Başkentimiz…

Şehirlerimizin başı…

Milli mücadelemizin tacı, milli iradenin tecelligahı…

Türkiye’nin dünyaya açılan siyasi penceresi…

Mazlumların yönünü çevirdiği, Türk dünyasının yüreğine nakşettiği kent…

“Ankara ne diyecek” merakıyla beklenen, tarihe yön veren memleket…

Kıymet bilmeyen yöneticiler tarafından eskimeye mahkûm edilen, tarihi dokuları örselenen, şehri sadece taş yığınından ibaret görenlerin elinde oyuncak haline gelen Başkent…

İnsanları yoran, hayatı zorlaştıran, “soluklanmaya geldim” diyenleri nefessiz bırakan kent… 5 yıllık siyasi ömrü için yerel hizmetleri partisinin verdiği yetkiyle sınırlayan belediye başkanının tecrübesizliğine kurban giden kent…

Ankara…

Mazgalları temizlenmediği için 7 canını sele teslim eden, karla kaplı yolları kayak pistine döndüğü için Bahçelievler’deki buz pateni pisti 3 yıldır kapalı tutulan kent…

Sadece otobüs duraklarında değil, halk ekmek büfelerinin önündeki kuyruklarla da gişe rekorları kıran memleket…

“Allah’ın suyu parayla olur mu?” diye dert yakındıktan sonra her geçen gün yaptığı zamlarla su fiyatını elektrik fiyatlarıyla yarışır hale getiren başkan…

Devletten tüm ödeneklerini eksiksiz ve zamanında aldığı halde kaynaklarını hizmete dönüştürememesinin, bu basiretsizlik ve yönetim beceriksizliğin sebebi çok net aslında.

ABB Daire Başkanlarının 34’ünden 33’ünün Mansur Yavaş’ın arkadaşı olduğu gerekçesiyle atandığı İP’in Ankara adayı Cengiz Topel Yıldırım tarafından, yani içeriden birinin ağzından ifade ediliyor.

Beypazarı’ndaki mitinge Bolu’dan katılımcı taşınıyor.

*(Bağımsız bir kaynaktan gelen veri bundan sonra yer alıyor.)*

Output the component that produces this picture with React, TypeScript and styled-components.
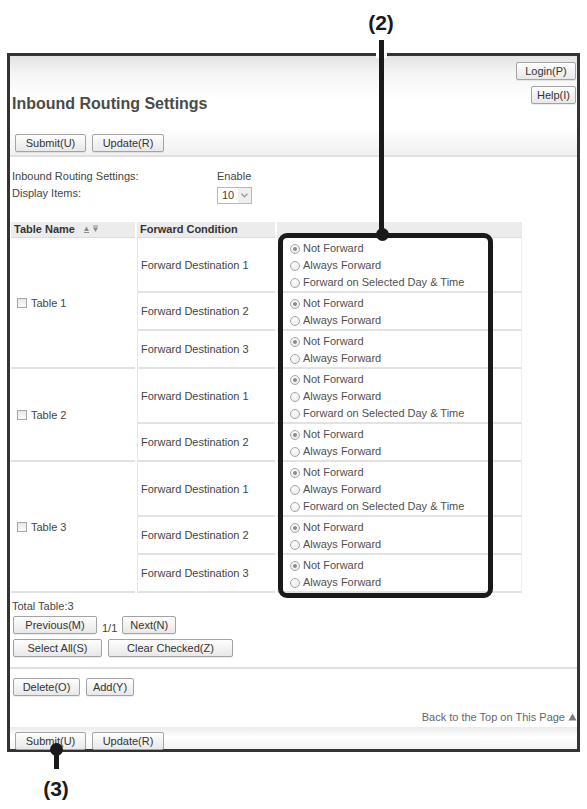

Ankara içindeki mitinglerinde ise 2019 öncesi sürekli “parayla adam getiriyorlar” diyerek yaptıkları eleştirileri bugün kendileri yapıyor. Bununla yetinmiyor ANFA personelini gittiği her yere kalabalık yapsın diye “zorunlu” taşıyor. Ankara’nın, cephesi reklama müsait hemen hemen tüm binalarında dev afişleri yer alıyor. Üstelik Çankaya ilçesine bağlı Tunalı Hilmi’deki afişinde CHP logosu bile bulunmuyor. Hakeza birçok küçük ölçekli afişlerinde de partisinin logosunu kullanmaktan çekiniyor.

Eskimeye yüz tutan Ankara’da kentsel dönüşüm ihtiyacını gündemine bile almıyor. Vizyonu sadece “algı” ve “reklam” üzerine çalışıyor.

Karşısındaki rakibi Cumhur İttifakının adayı Turgut Altınok olunca eskisi gibi milliyetçilik taslayamıyor ve ülkücülükten geçinemiyor. Partisinin DEM ile olan dirsek temasına, şeffaf ittifak çağrılarına kulak tıkıyor, “kent uzlaşısı” adı altında yapılan ihanete boynunu bükmesi gerekirken elini ovuşturuyor.

“Bundan sonra tüm ihaleler şeffaf yapılacak” sözünü verdiği 31 Mart 2019 tarihinden bugüne kadarki tüm ihalelerin yüzde 73’ünü doğrudan teminle, istediği kişi ya da şirkete vererek gerçekleştiriyor.

Ankaralı hayvan severlerin mustarip olduğu tam teşekküllü bir hayvan barınağını dahi 5 yıldır bekletiyor. Sokak hayvanları için mama, kısırlaştırma, barınma, tedavi ve sahiplendirilmesi gibi önemli bir konuyu kaderine terk ediyor.

Ulaşım çilesi her geçen gün artıyor. Mesai saatlerinin dışında bile trafik yoğunluğu oluşuyor. Toplu taşıma araçlarının yetersizliği bir yana bakımsızlığı bile Başkenti atıl vaziyette bırakıyor.

5 yılda sönükleşen, silikleşen Başkent tekrardan ayağa kalkmak için bir el bekliyor. Turgut Altınok belki Ankara’yı uçurmayacak ama ‘yavaşlık’tan kurtarıp hızlandıracağı birçok vaatle halkın karşına çıkıyor.

Vaatlerini gerçekleştirebilir mi?

Bunu öğrenmenin yöntemi belli. Keçiören’e gidip bu soruyu orada yaşayan halka sorduğunuzda en doğru anketi onların yaptığını göreceksiniz.